MBB: I don’t understand how you can get better as a performer without constant, constant practice. It becomes easy to lose confidence or lose your identity as a performer, especially as dancers. The best calling card you have as a performer is to be performing, and [that’s] the opportunity for people to see you and hopefully like you and cast you.

Where are some places dancers can go to meet other dancers to collaborate with as you five do?
MBB: I really think that summer festivals are great places, and just going to see other people’s work is huge. Also, going to see other people’s work where they feel like they’re at the same level as you. If you move to New York and you see the [Alvin] Ailey Company, you’re probably seeing dancers who have been in New York for 10 years.
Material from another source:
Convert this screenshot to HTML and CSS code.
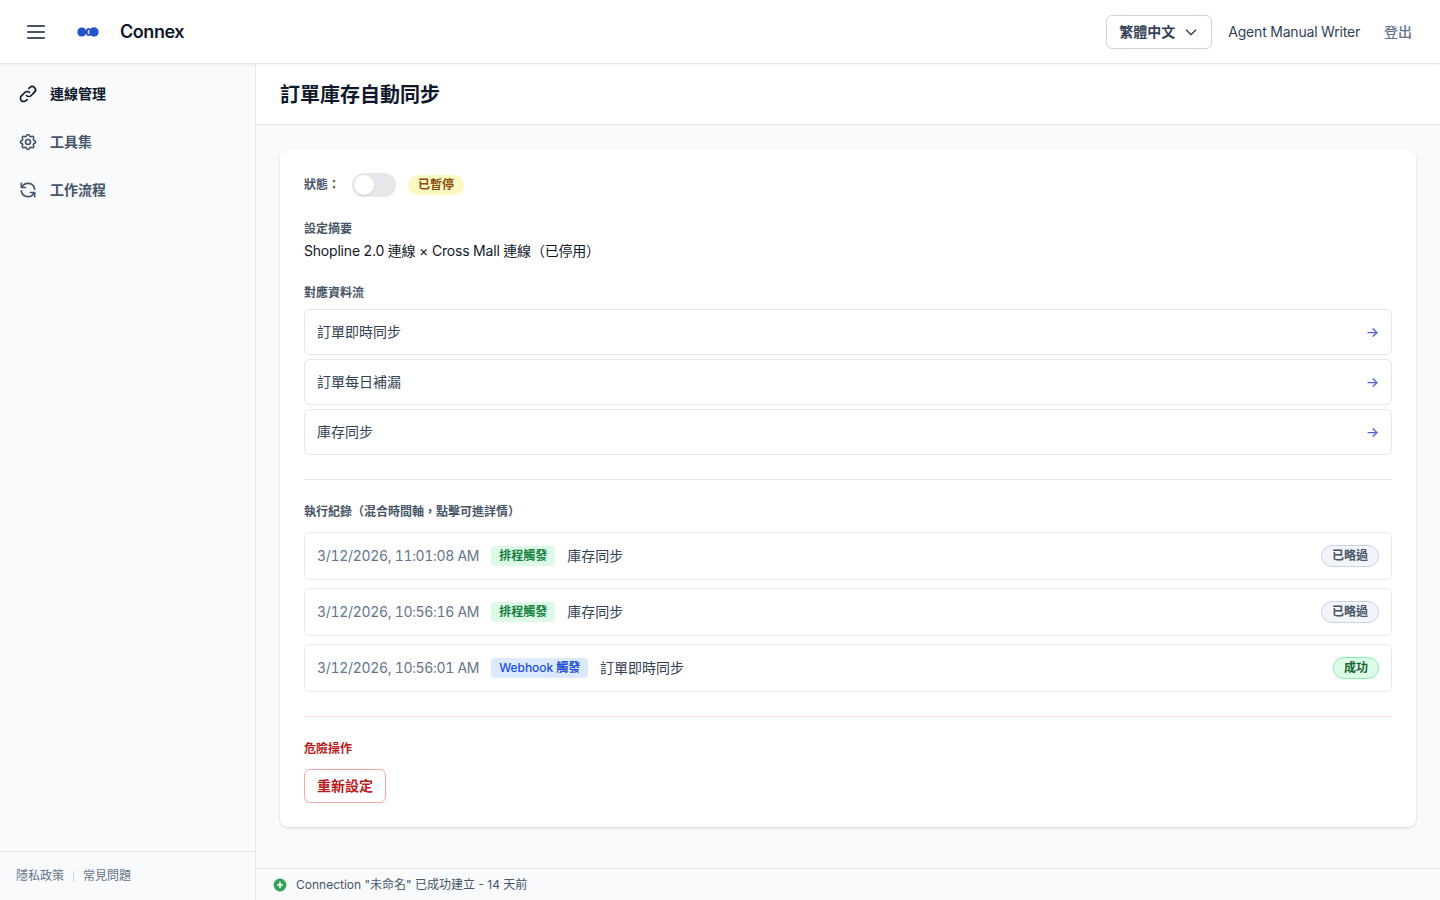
FILE: index.html
```html
<!DOCTYPE html>
<html lang="zh-TW">

<head>
    <meta charset="UTF-8">
    <meta name="viewport" content="width=device-width, initial-scale=1.0">
    <title>Connex - 訂單庫存自動同步</title>
    <link rel="stylesheet" href="styles.css">
</head>

<body>
    <header class="topbar">
        <button class="menu-btn" aria-label="選單">
            <svg width="24" height="24" viewBox="0 0 24 24"><path d="M4 6h16M4 12h16M4 18h16"/></svg>
        </button>
        <svg class="logo" width="24" height="12" viewBox="0 0 24 12">
            <circle cx="5.8" cy="6" r="4.5"/>
            <circle cx="18" cy="6" r="4.7"/>
            <ellipse cx="12.6" cy="6" rx="2.7" ry="4"/>
            <path d="M9 4h2v4H9z"/>
            <ellipse class="logo-hole" cx="12.6" cy="6" rx="0.9" ry="2.3"/>
        </svg>
        <span class="brand">Connex</span>
        <div class="topbar-right">
            <button class="lang-btn">
                繁體中文
                <svg width="16" height="16" viewBox="0 0 24 24"><path d="M19 9l-7 7-7-7"/></svg>
            </button>
            <span class="user-name">Agent Manual Writer</span>
            <button class="logout-btn">登出</button>
        </div>
    </header>

    <div class="layout">
        <aside class="sidebar">
            <nav class="side-nav">
                <a class="nav-item active" href="#">
                    <svg width="20" height="20" viewBox="0 0 24 24"><path d="M13.828 10.172a4 4 0 00-5.656 0l-4 4a4 4 0 105.656 5.656l1.102-1.101m-.758-4.899a4 4 0 005.656 0l4-4a4 4 0 00-5.656-5.656l-1.1 1.1"/></svg>
                    連線管理
                </a>
                <a class="nav-item" href="#">
                    <svg width="20" height="20" viewBox="0 0 24 24"><path d="M10.325 4.317c.426-1.756 2.924-1.756 3.35 0a1.724 1.724 0 002.573 1.066c1.543-.94 3.31.826 2.37 2.37a1.724 1.724 0 001.065 2.572c1.756.426 1.756 2.924 0 3.35a1.724 1.724 0 00-1.066 2.573c.94 1.543-.826 3.31-2.37 2.37a1.724 1.724 0 00-2.572 1.065c-.426 1.756-2.924 1.756-3.35 0a1.724 1.724 0 00-2.573-1.066c-1.543.94-3.31-.826-2.37-2.37a1.724 1.724 0 00-1.065-2.572c-1.756-.426-1.756-2.924 0-3.35a1.724 1.724 0 001.066-2.573c-.94-1.543.826-3.31 2.37-2.37.996.608 2.296.07 2.572-1.065z"/><path d="M15 12a3 3 0 11-6 0 3 3 0 016 0z"/></svg>
                    工具集
                </a>
                <a class="nav-item" href="#">
                    <svg width="20" height="20" viewBox="0 0 24 24"><path d="M4 4v5h.582m15.356 2A8.001 8.001 0 004.582 9m0 0H9m11 11v-5h-.581m0 0a8.003 8.003 0 01-15.357-2m15.357 2H15"/></svg>
                    工作流程
                </a>
            </nav>
            <div class="side-footer">
                <a href="#">隱私政策</a>
                <span class="sep"></span>
                <a href="#">常見問題</a>
            </div>
        </aside>

        <main class="main">
            <div class="page-header">
                <h1>訂單庫存自動同步</h1>
            </div>

            <div class="content">
                <div class="card">
                    <!-- 狀態 -->
                    <div class="status-row">
                        <span class="status-label">狀態：</span>
                        <button class="toggle" role="switch" aria-checked="false" aria-label="狀態"><span class="knob"></span></button>
                        <span class="badge badge-paused">已暫停</span>
                    </div>

                    <!-- 設定摘要 -->
                    <section class="summary">
                        <h2>設定摘要</h2>
                        <p>Shopline 2.0 連線 × Cross Mall 連線（已停用）</p>
                    </section>

                    <!-- 資料流 -->
                    <section class="flows">
                        <h2>對應資料流</h2>
                        <div class="flow-list">
                            <a class="flow" href="#">訂單即時同步 <span class="arrow">→</span></a>
                            <a class="flow" href="#">訂單每日補漏 <span class="arrow">→</span></a>
                            <a class="flow" href="#">庫存同步 <span class="arrow">→</span></a>
                        </div>
                    </section>

                    <!-- 執行紀錄 -->
                    <section class="logs">
                        <h2>執行紀錄（混合時間軸，點擊可進詳情）</h2>
                        <div class="log-list">
                            <a class="log" href="#">
                                <span class="time">3/12/2026, 11:01:08 AM</span>
                                <span class="tag tag-schedule">排程觸發</span>
                                <span class="log-name">庫存同步</span>
                                <span class="result result-skipped">已略過</span>
                            </a>
                            <a class="log" href="#">
                                <span class="time">3/12/2026, 10:56:16 AM</span>
                                <span class="tag tag-schedule">排程觸發</span>
                                <span class="log-name">庫存同步</span>
                                <span class="result result-skipped">已略過</span>
                            </a>
                            <a class="log" href="#">
                                <span class="time">3/12/2026, 10:56:01 AM</span>
                                <span class="tag tag-webhook">Webhook <b>觸發</b></span>
                                <span class="log-name">訂單即時同步</span>
                                <span class="result result-success">成功</span>
                            </a>
                        </div>
                    </section>

                    <!-- 危險操作 -->
                    <section class="danger">
                        <h2>危險操作</h2>
                        <button class="reset-btn">重新設定</button>
                    </section>
                </div>
            </div>

            <footer class="statusbar">
                <svg width="16" height="16" viewBox="0 0 16 16">
                    <circle cx="8" cy="8" r="6.4"/>
                    <path d="M8 5.6v4.8M5.6 8h4.8"/>
                </svg>
                <span>Connection "未命名" 已成功建立 - 14 天前</span>
            </footer>
        </main>
    </div>
</body>

</html>
```

FILE: styles.css
```css
* {
    box-sizing: border-box;
    margin: 0;
    padding: 0;
}

body {
    font-family: Inter, "Noto Sans CJK TC", sans-serif;
    font-size: 14px;
    line-height: 20px;
    color: #0f172a;
    background-color: #f8fafc;
    height: 100vh;
    display: flex;
    flex-direction: column;
    overflow: hidden;
}

a {
    color: inherit;
    text-decoration: none;
}

button {
    font: inherit;
    color: inherit;
    background: none;
    border: none;
    cursor: pointer;
}

svg {
    flex-shrink: 0;
    fill: none;
    stroke: currentColor;
    stroke-width: 2;
    stroke-linecap: round;
    stroke-linejoin: round;
}

h2 {
    font-size: 12px;
    line-height: 16px;
    font-weight: 600;
    color: #475569;
}

/* Header */
.topbar {
    height: 64px;
    flex-shrink: 0;
    display: flex;
    align-items: center;
    padding: 0 28px 0 24px;
    background-color: #fff;
    border-bottom: 1px solid #e5e7eb;
    box-shadow: 0 1px 2px rgba(0, 0, 0, 0.05);
    position: relative;
}

.menu-btn {
    display: flex;
    color: #475569;
}

.logo {
    margin-left: 28px;
    fill: #2552cc;
    stroke: none;
}

.logo-hole {
    fill: #d5def6;
}

.brand {
    margin-left: 20px;
    font-size: 18px;
    line-height: 28px;
    font-weight: 600;
    letter-spacing: -0.45px;
}

.topbar-right {
    margin-left: auto;
    display: flex;
    align-items: center;
}

.lang-btn {
    height: 34px;
    display: flex;
    align-items: center;
    gap: 8px;
    padding: 0 12px;
    border: 1px solid #cbd5e1;
    border-radius: 6px;
    font-weight: 600;
    color: #334155;
}

.user-name {
    margin: 0 24px 0 16px;
    letter-spacing: -0.2px;
    color: #334155;
}

.logout-btn {
    color: #64748b;
    font-weight: 500;
}

.layout {
    flex: 1;
    min-height: 0;
    display: flex;
}

/* Sidebar */
.sidebar {
    width: 256px;
    flex-shrink: 0;
    display: flex;
    flex-direction: column;
    border-right: 1px solid #e5e7eb;
}

.side-nav {
    flex: 1;
    display: flex;
    flex-direction: column;
    gap: 8px;
    padding: 10px 8px;
}

.nav-item {
    height: 40px;
    display: flex;
    align-items: center;
    gap: 12px;
    padding: 0 10px;
    font-weight: 600;
    color: #475569;
}

.nav-item.active {
    color: #0f172a;
}

.side-footer {
    height: 49px;
    display: flex;
    align-items: center;
    gap: 9px;
    padding: 0 16px;
    border-top: 1px solid #e5e7eb;
    font-size: 12px;
    line-height: 16px;
    color: #64748b;
}

.sep {
    width: 1px;
    height: 11px;
    background-color: #cbd5e1;
}

/* Main */
.main {
    flex: 1;
    min-width: 0;
    display: flex;
    flex-direction: column;
}

.page-header {
    height: 61px;
    display: flex;
    align-items: center;
    padding: 2px 24px 0;
    background-color: #fff;
    border-bottom: 1px solid #e5e7eb;
}

h1 {
    font-size: 20px;
    line-height: 28px;
    font-weight: 600;
}

.content {
    flex: 1;
    padding: 24px;
}

.card {
    padding: 24px;
    background-color: #fff;
    border-radius: 8px;
    box-shadow: 0 1px 3px rgba(0, 0, 0, 0.1), 0 1px 2px rgba(0, 0, 0, 0.06);
}

.status-row {
    display: flex;
    align-items: center;
    gap: 12px;
}

.status-label {
    font-size: 12px;
    line-height: 16px;
    font-weight: 600;
    color: #475569;
}

.toggle {
    width: 44px;
    height: 24px;
    display: flex;
    padding: 2px;
    border-radius: 12px;
    background-color: #e5e7eb;
}

.knob {
    width: 20px;
    height: 20px;
    border-radius: 50%;
    background-color: #fff;
    box-shadow: 0 1px 2px rgba(0, 0, 0, 0.1);
}

.badge {
    padding: 2px 10px;
    border-radius: 10px;
    font-size: 12px;
    line-height: 16px;
    font-weight: 600;
}

.badge-paused {
    background-color: #fef9c3;
    color: #854d0e;
}

.summary {
    margin-top: 24px;
}

.summary p {
    margin-top: 4px;
    letter-spacing: -0.2px;
}

.flows {
    margin-top: 24px;
}

.flow-list {
    display: flex;
    flex-direction: column;
    gap: 4px;
    margin-top: 8px;
}

.flow {
    display: flex;
    justify-content: space-between;
    padding: 12px;
    border: 1px solid #e5e7eb;
    border-radius: 6px;
    color: #334155;
}

.arrow {
    font-size: 14px;
    font-weight: 500;
    color: #4f5fd5;
}

.logs {
    margin-top: 24px;
    padding-top: 24px;
    border-top: 1px solid #e5e7eb;
}

.log-list {
    display: flex;
    flex-direction: column;
    gap: 8px;
    margin-top: 12px;
}

.log {
    display: flex;
    align-items: center;
    gap: 12px;
    padding: 12px;
    border: 1px solid #e5e7eb;
    border-radius: 6px;
    color: #334155;
}

.time {
    color: #64748b;
    font-variant-numeric: tabular-nums;
    letter-spacing: -0.32px;
}

.tag {
    padding: 2px 8px;
    border-radius: 4px;
    font-size: 12px;
    line-height: 16px;
    font-weight: 600;
}

.tag-schedule {
    background-color: #dcfce7;
    color: #15803d;
}

.tag-webhook {
    background-color: #dbeafe;
    color: #1d4ed8;
    font-weight: 500;
    letter-spacing: -0.06px;
}

.tag-webhook b {
    font-weight: 600;
}

.result {
    margin-left: auto;
    padding: 2px 10px;
    border: 1px solid;
    border-radius: 11px;
    font-size: 12px;
    line-height: 16px;
    height: 22px;
    font-weight: 600;
}

.result-skipped {
    background-color: #f1f5f9;
    border-color: #cbd5e1;
    color: #475569;
}

.result-success {
    background-color: #dcfce7;
    border-color: #86efac;
    color: #166534;
}

.danger {
    margin-top: 24px;
    padding-top: 24px;
    border-top: 1px solid #fee2e2;
}

.danger h2 {
    color: #b91c1c;
}

.reset-btn {
    display: block;
    margin-top: 12px;
    padding: 6px 12px;
    border: 1px solid #fca5a5;
    border-radius: 6px;
    font-weight: 600;
    color: #b91c1c;
}

/* Bottom status bar */
.statusbar {
    height: 32px;
    display: flex;
    align-items: center;
    gap: 8px;
    padding: 0 16px;
    border-top: 1px solid #e5e7eb;
    font-size: 12px;
    line-height: 16px;
    color: #475569;
}

.statusbar circle {
    fill: #38a05a;
    stroke: none;
}

.statusbar path {
    stroke: #fff;
    stroke-width: 1.6;
}
```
You can be inspired by that, but if you really want to meet somebody who you can make a duet with, you may want to go to some of the smaller venues where people are self-producing and see someone who is at a similar moment in their life and in their career as you. Anna and I have been working together for 15 years, and our interest in working together had so much to do with just being excited about working together. I wasn’t able to offer anything really big and exciting in terms of venues or professional opportunities, but we were so excited by being able to dance together. If I were to be 20 and moving to New York again, I would be looking for someone who I wanted to have that 20-year conversation with, like I have with Anna and Robbie.

How about tips for emerging choreographers in New York?
MBB: I think that making work is the only way to understand the kind of choreographer you are. The choreographers I love are ones who have really distinct voices that feel unique, and I think you only develop your own voice with a ton of practice. The first 10 years that I was creating work, I was really just in a process of trying to understand what kind of work I make. The next 10 years was me trying to get a little bit better than that. With anything in the realm of creating, anything is a song, a dance, a show; the only way to understand it is to do it. I don’t think you can study it or read about it. All of those things are great, but you have to just do it, and do it badly! What’s so great about the early part of anyone’s career is that no one is paying attention and it’s just your friends coming—if they keep coming.